Beberapa kali, ku tak sepemahaman dengan atasan, karna kuanggap mereka hanya memerintah, sembari menikmati hasil jerih payah bawahannya yang tiap hari mengecek tanggal habis kontrak. Setiap kebijakan yang berpotensi merugikan kaumku, kutebas habis, kadang dengan sikap garang dan sok membela yang lemah kumelawan. Namun aku sering menyesal seperti malam ini, karena terkadang ku kelewat batas dan cenderung menyakiti hati. Ia atasanku juga hanya menjalankan tugas yang diperintahkan oleh atasannya lagi. Besok pasti suasana sudah seperti biasa lagi karena sisi baik atasanku ini memang tidak mendendam, setidaknya begitu yang ia perlihatkan. Namun hatiku sendirilah yang terkoyak, dengan penyesalan atas kelakuanku yang terkadang arogan dan mau menang sendiri. Saat di kantor, aku ingin terlihat sangar, garang, idealis dan pejuang, namun saat malam seperti ini, di kamar kos sunyi ini, aku hanyalah bocah kecil yang bertanya tanya, apakah aku orang baik? Apakah aku jahat? Apakah aku sudah menjadi manusia? Labil, Mungkin label itu cocok disematkan di diriku. Aku lemah saat sendiri, aku tak yakin, aku insecure. Keinsecure-an ku ini mungkin yang membuat aku merasa harus terlihat kuat di lingkungan pekerjaan. Sok kuat diluar padahal lembek dan rapuh didalamnya. Dasar aku.

Suatu kali, bahkan aku sangat arogan kepada Tuhan, aku mempertanyakan, apakah hidup ini adil ya Tuhan? Lihat saja adik kecil di tepi jalan itu, usia sekitar tiga, menjajakan koran untuk bisa bertahan hidup sehari lagi dimuka bumi. Lalu lihat di dalam mobil Alphard yg berhenti tepat didepannya, ada bocah usia lima yang mendapatkan segala apa yang dimintanya bahkan yang tak ia minta. Bersama sopir pribadi dan pengasuhnya, iapun bahagia karena ditemani pula oleh ayah ibunya yang sangat menyayanginya, bahagia dan sempurna. Sedang anak jalanan berusia tiga, kita tak tahu apa ibunya masih ada atau ia sebatang kara.
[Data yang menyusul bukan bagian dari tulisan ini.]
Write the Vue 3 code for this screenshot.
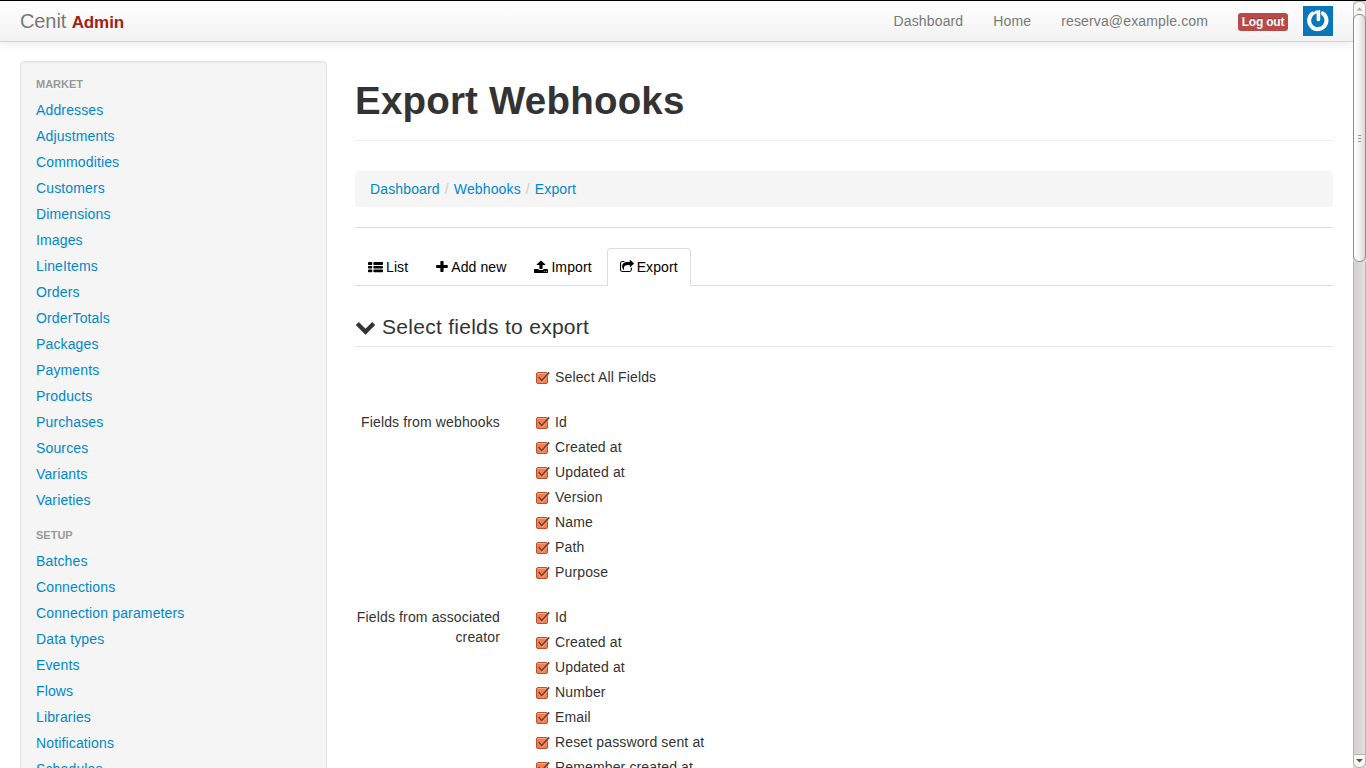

Nasib manusia tidak bisa dipilah pilih, aku yang karyawan biasa mana bisa mengubah nasib anak yang kulihat ditepi jalan itu. Paling cuma bisa beli korannya dua.  

Tuhan, maafkan aku yang sering marah dan protes melihat ketidak adilan, bahkan aku lancang memprotesmu. Namun Aku tau pasti, bahwa kebijaksanaanMu melebihi akalku. Maka untuk membenahi diriku sendiri, kuanggap semua kejadian yang kualami seharian ini adalah caraMu berkomunikasi dengan ciptaanMu, supaya aku melihat, supaya aku memahami, supaya aku sadar bahwa ketidak adilan akan selalu ada, Namun dibalik itu semua, carilah kesempatan untuk mengakui kekurangan diri, mengambil pelajaran, mengevaluasi dan berbuat yang lebih benar dikemudian hari. Karena manusia harus terlebih dahulu adil kepada diri sendiri.